My role was not quite over. I still had to deal with the enablers — and almost all of the deeply troubled had them. The enablers were usually passionate friends or family members who could not turn away from their addicted partners. If the distressed were alcoholics, the enabler would get them one last bottle — and then one or a hundred more. There were even cooks who tried to ease the pain of an overeater by preparing one delicious fat-laden meal after another. One woman planned dinner for the moment her husband got home from work less he might start drinking. There were secretaries or co-workers who felt compelled to try and ease their employer’s pain by running one more errand or giving in to one more demand. Seeing the agony of someone close, they responded to continual passionate pleas for just one more of whatever was demanded. I concluded that these enablers were just as obsessed and just as sick as those whose distress they thought they could relieve.

It was the enablers who most often prevented their friends from seeking help from AA or one of the other twelve-step groups. If I still had a role to play, it was asking groups of enablers — and they usually came in groups of relatives and friends, if they had considered some sort of tough-love intervention. That would develop by getting their troubled friend in a room with every one of his or her enablers, and one after another withdrawing all support. If that came across as a demand, so be it, because that is just what it was. While I might make the original suggestion, in many cases I considered backing away — or perhaps I might even have been one of the enablers who needed to stay involved. To be successful all the enablers had to be part of the intervention, leaving no escape hatch. The only alternative was for him/her to seek help in a twelve-step program. While fraught with negative possibilities, my guess is that intervention was the only solution that finally worked.

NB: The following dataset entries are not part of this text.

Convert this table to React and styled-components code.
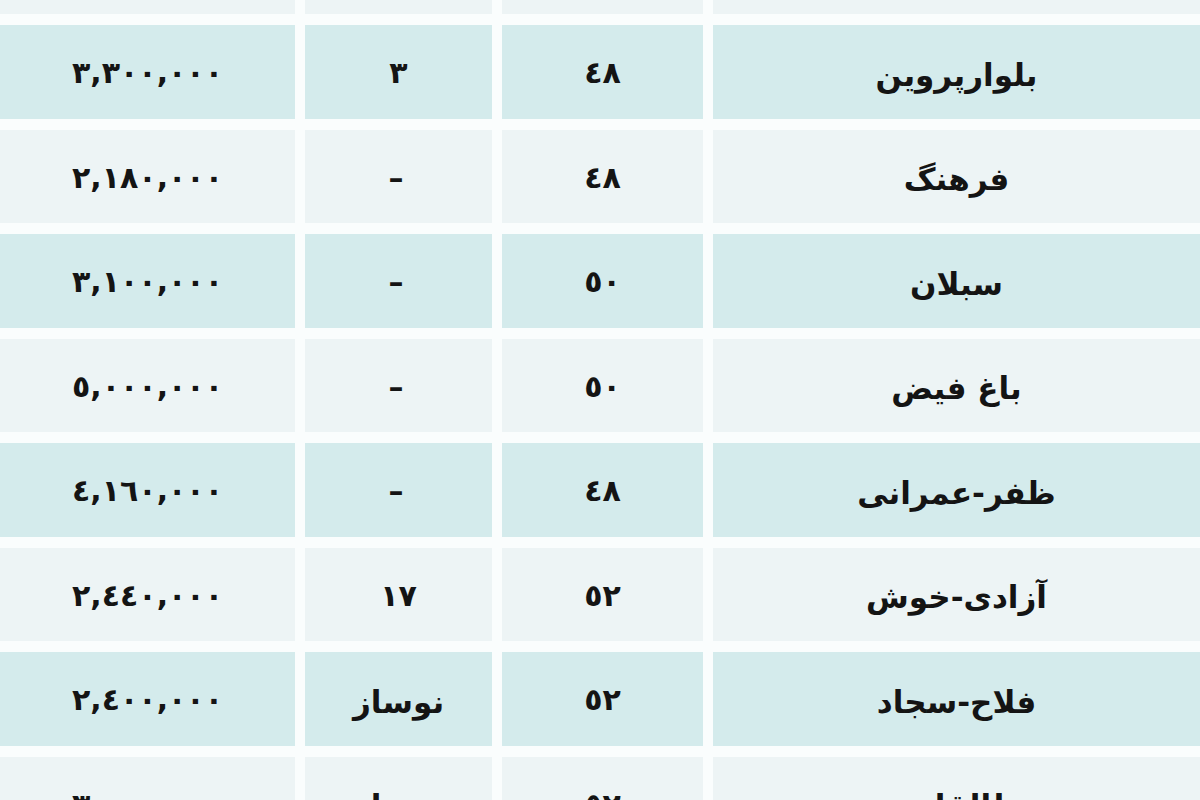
import React from "react";
import styled, { createGlobalStyle } from "styled-components";

const Global = createGlobalStyle`
  html, body { margin: 0; padding: 0; background: #fafdfd; }
  body { font-family: "DejaVu Sans", "Noto Sans", sans-serif; overflow: hidden; }
`;

const Table = styled.div`
  display: grid;
  grid-template-columns: 295px 187px 201px 1fr;
  grid-auto-rows: 93.5px;
  grid-template-rows: 14px;
  column-gap: 10px;
  row-gap: 11px;
  width: 1200px;
  height: 800px;
  overflow: hidden;
  background: #fafdfd;
`;

const Cell = styled.div`
  background: ${(p) => (p.$shade ? "#d4ebec" : "#edf4f5")};
  display: flex;
  align-items: center;
  justify-content: center;
  direction: rtl;
  font-family: "DejaVu Sans", sans-serif;
  font-weight: 700;
  font-size: ${(p) => (p.$num ? "30px" : "31px")};
  letter-spacing: ${(p) => (p.$num ? "5px" : "0")};
  color: #141414;
  padding-top: ${(p) => (p.$num ? "2px" : "6px")};
  box-sizing: border-box;
  white-space: nowrap;
`;

const rows = [
  ["٣,٣٠٠,٠٠٠", "٣", "٤٨", "بلوارپروین"],
  ["٢,١٨٠,٠٠٠", "–", "٤٨", "فرهنگ"],
  ["٣,١٠٠,٠٠٠", "–", "٥٠", "سبلان"],
  ["٥,٠٠٠,٠٠٠", "–", "٥٠", "باغ فیض"],
  ["٤,١٦٠,٠٠٠", "–", "٤٨", "ظفر-عمرانی"],
  ["٢,٤٤٠,٠٠٠", "١٧", "٥٢", "آزادی-خوش"],
  ["٢,٤٠٠,٠٠٠", "نوساز", "٥٢", "فلاح-سجاد"],
  ["٣,٠٠٠,٠٠٠", "نوساز", "٥٢", "طالقانی"],
];

const isNum = (s) => !/[\u0621-\u064A\u067E-\u06CC]/.test(s);

export default function App() {
  return (
    <>
      <Global />
      <Table>
        {[0, 1, 2, 3].map((i) => (
          <Cell key={`top-${i}`} />
        ))}
        {rows.map((r, ri) =>
          r.map((c, ci) => (
            <Cell key={`${ri}-${ci}`} $shade={ri % 2 === 0} $num={isNum(c)}>
              {c}
            </Cell>
          ))
        )}
      </Table>
    </>
  );
}
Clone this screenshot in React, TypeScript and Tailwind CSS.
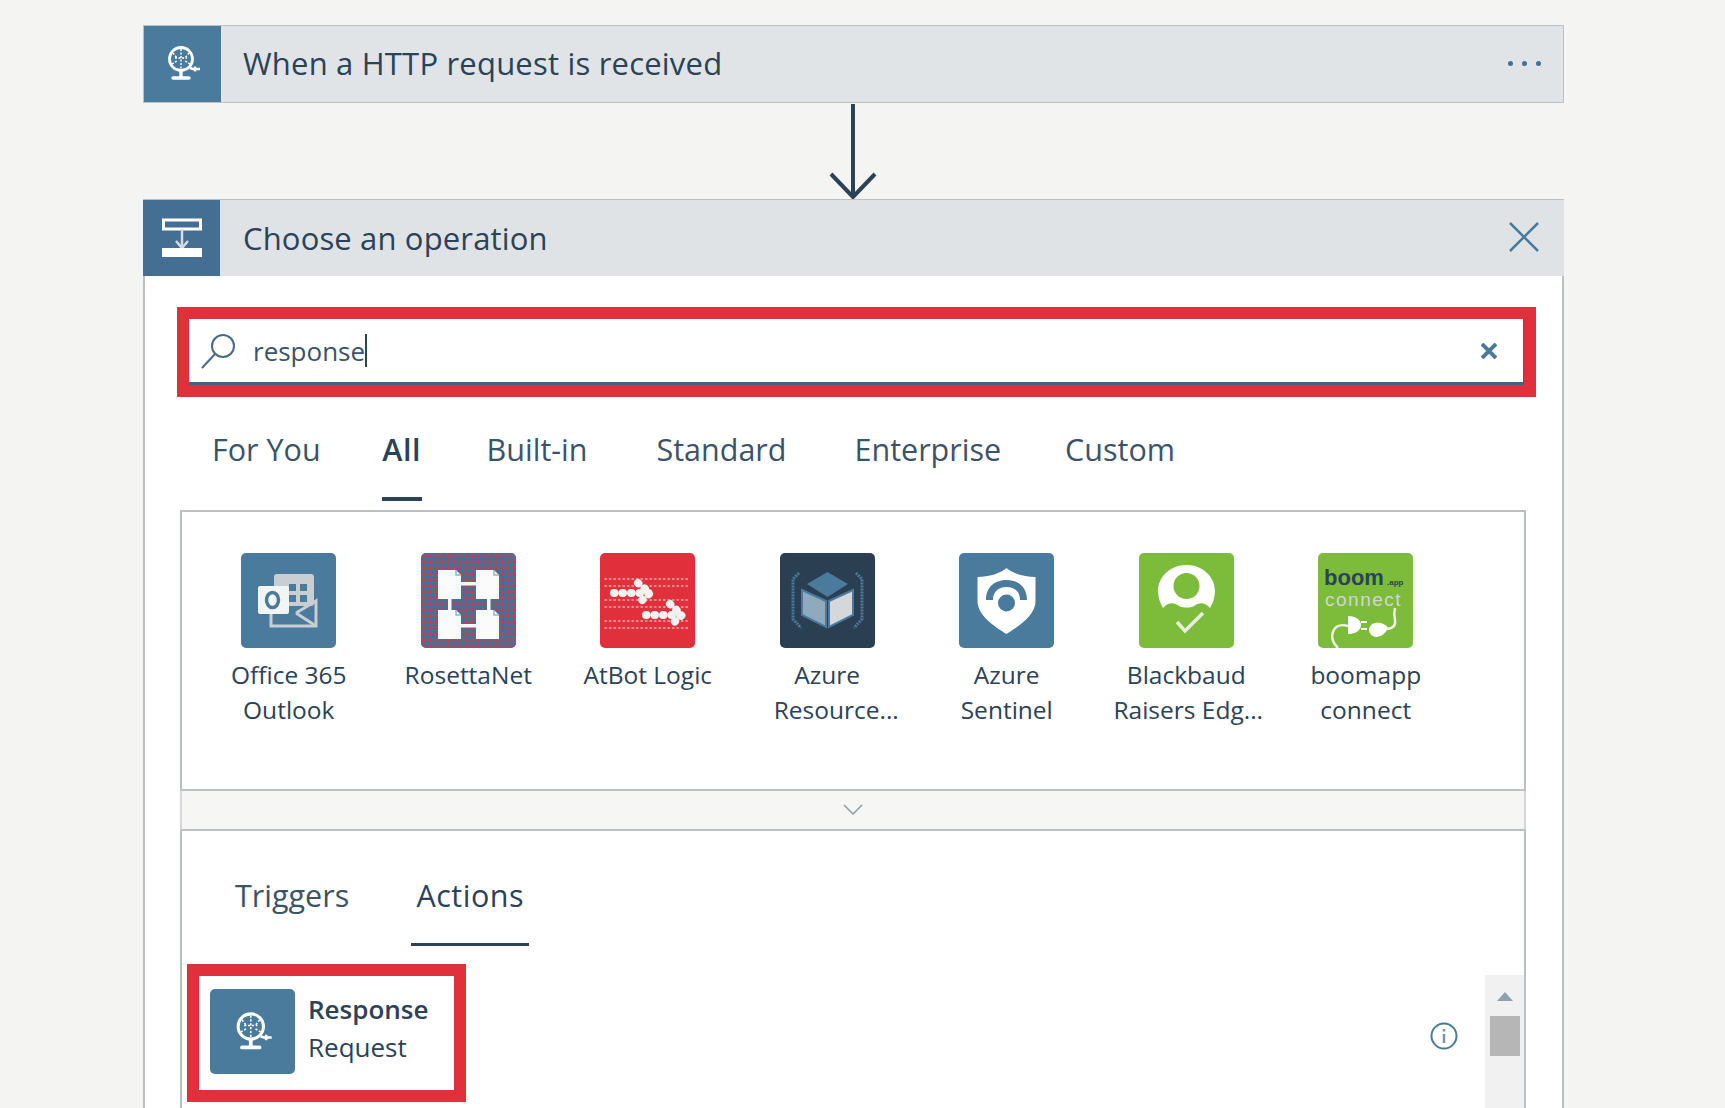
import React from 'react';

const font = { fontFamily: '"Open Sans", "Noto Sans", sans-serif' };
const logoFont = { fontFamily: '"Liberation Sans", Arial, sans-serif' };

// globe on a stand, used by the HTTP trigger and the Response action
const RequestIcon = ({ className }: { className: string }) => (
  <svg viewBox="0 0 40 40" className={className} fill="none" stroke="#fff">
    <circle cx="18" cy="15" r="11.5" strokeWidth="2.8" />
    <path d="M18 5v20M10 9l4 5M26 9l-4 5M9 20l5-3M27 20l-5-3M12 14h12" strokeWidth="1.4" strokeDasharray="2 1.5" />
    <path d="M18 27v5M10 34h16" strokeWidth="3.4" strokeLinecap="round" />
    <path d="M27 24l3 1h7" strokeWidth="2.4" />
    <path d="M32 22.5v5" strokeWidth="2.4" />
  </svg>
);

const OperationIcon = () => (
  <svg viewBox="0 0 40 40" className="w-[40px] h-[40px]" fill="none">
    <rect x="1.5" y="2" width="37" height="9" stroke="#fff" strokeWidth="3" />
    <path d="M20 11v17" stroke="#d5dbe0" strokeWidth="2.5" />
    <path d="M14 23l6 7 6-7" stroke="#d5dbe0" strokeWidth="2.5" />
    <rect x="0" y="30" width="40" height="9" fill="#fff" />
  </svg>
);

const OutlookIcon = () => (
  <svg viewBox="0 0 95 95" className="w-full h-full" fill="none">
    <rect x="33" y="21" width="40" height="32" rx="3" fill="#c9ced2" />
    <path d="M48 31h7v7h-7zM59 31h7v7h-7zM48 42h7v7h-7zM59 42h7v7h-7z" fill="#4a7a9c" />
    <path d="M30 60v13h45V48L55 60" stroke="#c9ced2" strokeWidth="3" />
    <path d="M55 60l20 13" stroke="#c9ced2" strokeWidth="3" />
    <rect x="17" y="33" width="31" height="28" rx="2" fill="#f3f4f4" />
    <ellipse cx="31.500" cy="47" rx="6" ry="7.500" stroke="#4a7a9c" strokeWidth="3.500" />
  </svg>
);

const RosettaIcon = () => (
  <svg viewBox="0 0 95 95" className="w-full h-full">
    <defs>
      <pattern id="rosetta-dots" width="3" height="3" patternUnits="userSpaceOnUse">
        <rect width="3" height="3" fill="#4a6f92" />
        <rect width="1.5" height="1.5" fill="#cf3848" />
      </pattern>
    </defs>
    <rect width="95" height="95" rx="5" fill="url(#rosetta-dots)" />
    <path d="M17 17h18l5 5v24H17zM55 17h18l5 5v24H55zM17 57h18l5 5v24H17zM55 57h18l5 5v24H55z" fill="#fbfbfb" />
    <path d="M40 29h15v3.500H40zM40 71h15v3.500H40zM27 46h3.500v11H27zM66 46h3.500v11H66z" fill="#fbfbfb" />
    <path d="M35 17v5h5M73 17v5h5M35 57v5h5M73 57v5h5" fill="none" stroke="#9fb1c2" strokeWidth="1.500" />
  </svg>
);

const AtBotIcon = () => (
  <svg viewBox="0 0 95 95" className="w-full h-full" fill="none" stroke="#f2f2f2" strokeLinecap="round" strokeLinejoin="round">
    <path d="M5 26h85M5 33h85M5 47h85M5 54h85M5 68h85M5 75h85" stroke="#f2a9ae" strokeWidth="1.400" strokeDasharray="1.500 3" />
    <path d="M14 40h36M38 30l12 10-12 11" strokeWidth="8" strokeDasharray="0.500 8" />
    <path d="M46 62h36M70 51l12 11-12 11" strokeWidth="8" strokeDasharray="0.500 8" />
  </svg>
);

const CubeIcon = () => (
  <svg viewBox="0 0 95 95" className="w-full h-full" fill="none">
    <path d="M47.500 19L68 31 47.500 44 27 31z" fill="#4a7a9c" />
    <path d="M22 37l24 11v26L22 62z" fill="#8fa9bd" stroke="#4a7a9c" strokeWidth="2" />
    <path d="M73 37L49 48v26l24-12z" fill="#d4d8da" stroke="#4a7a9c" strokeWidth="2" />
    <path d="M19 20l-6 6v40l8 9M76 20l6 6v40l-8 9" stroke="#4a7a9c" strokeWidth="3" strokeDasharray="2 1" />
  </svg>
);

const SentinelIcon = () => (
  <svg viewBox="0 0 95 95" className="w-full h-full">
    <path d="M47.500 15c5 5 18 9 29 9v24c0 14-16 25-29 33-13-8-29-19-29-33V24c11 0 24-4 29-9z" fill="#fff" />
    <path d="M27 47c0-14 10-20 20.500-20S68 33 68 47h-7c0-9-6-13-13.500-13S34 38 34 47z" fill="#4a7a9c" />
    <circle cx="47.500" cy="50" r="8.500" fill="#4a7a9c" />
  </svg>
);

const BlackbaudIcon = () => (
  <svg viewBox="0 0 95 95" className="w-full h-full" fill="none">
    <path d="M47.500 12C30 12 19 25 19 38c0 6 2 12 5 17 6-7 12-5 16-2 4 2 11 2 15 0 4-3 10-5 16 2 3-5 5-11 5-17 0-13-11-26-28.500-26z" fill="#fff" />
    <ellipse cx="47.500" cy="33" rx="13" ry="13" fill="#7cbc3a" />
    <path d="M38 69l8 9 18-18" stroke="#e7eedc" strokeWidth="3.500" />
  </svg>
);

const BoomIcon = () => (
  <svg viewBox="0 0 95 95" className="w-full h-full" fill="none">
    <text x="6" y="32" fontSize="22" fontWeight="700" fill="#2b4257" style={logoFont}>boom</text>
    <text x="69" y="32" fontSize="8" fontWeight="700" fill="#2b4257" style={logoFont}>.app</text>
    <text x="7" y="53" fontSize="19" letterSpacing="1.500" fill="#d3d6d0" style={logoFont}>connect</text>
    <path d="M20 95c-5-5-7-11-5-16 2-6 8-8 15-6" stroke="#eef2e8" strokeWidth="2.500" />
    <path d="M27 64c8 0 13 4 13 9s-5 9-13 9z" fill="#fff" transform="translate(3 -1)" />
    <path d="M43 69h6M43 76h6" stroke="#fff" strokeWidth="2" />
    <path d="M70 75c-2-4-8-6-13-5-4 1-6 4-6 7s3 7 7 7c5 0 10-4 12-9z" fill="#fff" />
    <path d="M68 76c7 0 10-4 9-9-1-4-1-8 0-12" stroke="#eef2e8" strokeWidth="2.500" />
  </svg>
);

const connectors = [
  { lines: ['Office 365', 'Outlook'], bg: 'bg-[#4a7a9c]', Icon: OutlookIcon, second: '' },
  { lines: ['RosettaNet'], bg: 'bg-[#4a6f92]', Icon: RosettaIcon, second: '' },
  { lines: ['AtBot Logic'], bg: 'bg-[#e0303c]', Icon: AtBotIcon, second: '' },
  { lines: ['Azure', 'Resource...'], bg: 'bg-[#2b3f52]', Icon: CubeIcon, second: 'ml-[18px]' },
  { lines: ['Azure', 'Sentinel'], bg: 'bg-[#4a7a9c]', Icon: SentinelIcon, second: '' },
  { lines: ['Blackbaud', 'Raisers Edg...'], bg: 'bg-[#7cbc3a]', Icon: BlackbaudIcon, second: 'ml-[4px]' },
  { lines: ['boomapp', 'connect'], bg: 'bg-[#7cbc3a]', Icon: BoomIcon, second: '' },
];

const categories = [
  { label: 'For You', gap: '' },
  { label: 'All', gap: 'ml-[61px]' },
  { label: 'Built-in', gap: 'ml-[65px]' },
  { label: 'Standard', gap: 'ml-[69px]' },
  { label: 'Enterprise', gap: 'ml-[68px]' },
  { label: 'Custom', gap: 'ml-[64px]' },
];

export default function App() {
  return (
    <div style={font} className="h-[1108px] overflow-hidden bg-[#f4f4f2] pt-[25px] pl-[143px] text-[#2b4257]">
      <div className="w-[1421px]">
        {/* Trigger card */}
        <div className="h-[78px] flex items-stretch bg-[#e0e4e6] border border-[#bcc0c2]">
          <div className="w-[77px] bg-[#4a7a9c] flex items-center justify-center">
            <RequestIcon className="w-[40px] h-[40px]" />
          </div>
          <div className="flex-1 flex items-center pl-[22px] pb-[2px] text-[31px] tracking-[0.2px]">When a HTTP request is received</div>
          <div className="flex items-center gap-[9px] pr-[22px] pb-[2px]">
            <span className="w-[5px] h-[5px] rounded-full bg-[#3f7196]"></span>
            <span className="w-[5px] h-[5px] rounded-full bg-[#3f7196]"></span>
            <span className="w-[5px] h-[5px] rounded-full bg-[#3f7196]"></span>
          </div>
        </div>

        {/* Connector arrow */}
        <div className="h-[96px] flex justify-center pr-[2px]">
          <svg viewBox="0 0 50 96" className="w-[50px] h-[96px]" fill="none" stroke="#2b4257" strokeWidth="4">
            <path d="M25 1v92M3 71l22 23 22-23" />
          </svg>
        </div>

        {/* Choose an operation card */}
        <div className="border-x-2 border-[#bcc0c2] bg-white h-[1000px]">
          <div className="-mx-[2px] h-[77px] flex items-stretch bg-[#dfe3e6] border-t border-[#bcc0c2]">
            <div className="w-[77px] bg-[#456f92] flex items-center justify-center">
              <OperationIcon />
            </div>
            <div className="flex-1 flex items-center pl-[23px] text-[31px] tracking-[0.15px]">Choose an operation</div>
            <div className="flex items-center pr-[25px] pb-[2px]">
              <svg viewBox="0 0 30 30" className="w-[30px] h-[30px]" fill="none" stroke="#4a7a9c" strokeWidth="2.500">
                <path d="M1 1l28 28M29 1L1 29" />
              </svg>
            </div>
          </div>

          <div className="pt-[31px] pl-[32px] pr-[26px]">
            <div className="h-[90px] border-[12px] border-[#e0303c] bg-white flex items-center">
              <div className="flex-1 h-full flex items-center pl-[11px] border-b-[3px] border-r border-[#3c6484]">
                <svg viewBox="0 0 38 38" className="w-[38px] h-[38px]" fill="none" stroke="#4a6a84">
                  <circle cx="23" cy="14" r="11" strokeWidth="2" />
                  <path d="M15 22L2 36" strokeWidth="2" />
                </svg>
                <span className="ml-[15px] text-[26px] leading-none text-[#3b5367]">response</span>
                <span className="w-[2px] h-[33px] bg-[#2b4257]"></span>
                <span className="flex-1"></span>
                <svg viewBox="0 0 16 16" className="w-[16px] h-[16px] mr-[26px]" fill="none" stroke="#4a7a9c" strokeWidth="4">
                  <path d="M1 1l14 14M15 1L1 15" />
                </svg>
              </div>
            </div>
          </div>

          {/* Category tabs */}
          <div className="h-[113px] pl-[67px] flex pt-[32px]">
            {categories.map(({ label, gap }) => (
              <div key={label} className={`flex flex-col items-center ${gap}`}>
                <span className={`text-[30.500px] leading-[40px] whitespace-nowrap ${label === 'All' ? 'font-semibold tracking-[0.5px]' : 'text-[#3b5367]'}`}>{label}</span>
                {label === 'All' && <span className="w-[40px] h-[4px] mt-[28px] bg-[#2b4257]"></span>}
              </div>
            ))}
          </div>

          <div className="ml-[35px] mr-[36px]">
            {/* Connector picker */}
            <div className="h-[281px] border-2 border-[#bcc0c2] flex pl-[17px] pt-[41px]">
              {connectors.map(({ lines, bg, Icon, second }) => (
                <div key={lines.join(' ')} className="w-[179.500px] flex flex-col items-center">
                  <div className={`w-[95px] h-[95px] rounded-[5px] overflow-hidden ${bg}`}>
                    <Icon />
                  </div>
                  <div className="mt-[9px] text-[24.500px] leading-[35px] text-center whitespace-nowrap">
                    {lines.map((l, i) => (
                      <div key={l} className={i === 1 ? second : ''}>{l}</div>
                    ))}
                  </div>
                </div>
              ))}
            </div>

            {/* Collapse strip */}
            <div className="h-[38px] bg-[#f6f6f5] border-x-2 border-[#d4d6d7] flex items-center justify-center">
              <svg viewBox="0 0 20 12" className="w-[20px] h-[12px]" fill="none" stroke="#8e9aa4" strokeWidth="1.500">
                <path d="M1 1l9 9 9-9" />
              </svg>
            </div>

            {/* Results */}
            <div className="border-x-2 border-t-2 border-[#bcc0c2]">
              <div className="h-[133px] pl-[53px] flex gap-[62px] pt-[44px]">
                <span className="text-[30.500px] leading-[40px] text-[#3b5367]">Triggers</span>
                <div className="flex flex-col items-center">
                  <span className="text-[30.500px] leading-[40px] font-medium tracking-[0.5px] whitespace-nowrap">Actions</span>
                  <span className="w-[118px] h-[3px] mt-[28px] bg-[#2b4257]"></span>
                </div>
              </div>
              <div className="flex items-start pl-[5px]">
                <div className="w-[279px] h-[138px] border-[12px] border-[#e0303c] bg-white flex pl-[11px] pt-[13px]">
                  <div className="w-[85px] h-[85px] rounded-[5px] bg-[#4a7a9c] flex items-center justify-center">
                    <RequestIcon className="w-[44px] h-[44px]" />
                  </div>
                  <div className="ml-[13px] mt-[1px]">
                    <div className="text-[26px] leading-[38px] font-semibold">Response</div>
                    <div className="text-[26px] leading-[38px]">Request</div>
                  </div>
                </div>
                <div className="flex-1 flex justify-end pt-[58px] pr-[27px]">
                  <svg viewBox="0 0 28 28" className="w-[28px] h-[28px]" fill="none" stroke="#4a7a9c" strokeWidth="2">
                    <circle cx="14" cy="14" r="12.500" />
                    <path d="M14 12v9M14 7v2.500" stroke="#7b93a6" strokeWidth="2.500" />
                  </svg>
                </div>
                <div className="w-[39px] h-[138px] mt-[11px] bg-[#f1f1f1] flex flex-col items-center pt-[17px]">
                  <svg viewBox="0 0 16 9" className="w-[16px] h-[9px]">
                    <path d="M8 0l8 9H0z" fill="#8fa0ae" />
                  </svg>
                  <div className="w-[30px] h-[40px] mt-[15px] bg-[#b6b6b6]"></div>
                </div>
              </div>
            </div>
          </div>
        </div>
      </div>
    </div>
  );
}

Let me put this issue in a larger context. Say someone who is very powerful has become obsessed with his own arrogance, and this is the drug that not only controls his life but the lives of those around him. Say this egomaniac heads a very large organization composed of scores of loyal others. And suppose these subalterns are reluctant to say or do anything that would contradict this powerful person? I suggest that they are enablers, and their leader whose obsession with his power would never be healed until there was an intervention! To be blunt about it, unless the leaders of the Republican Party take on this task, I do not see that there is any way out for our troubled nation.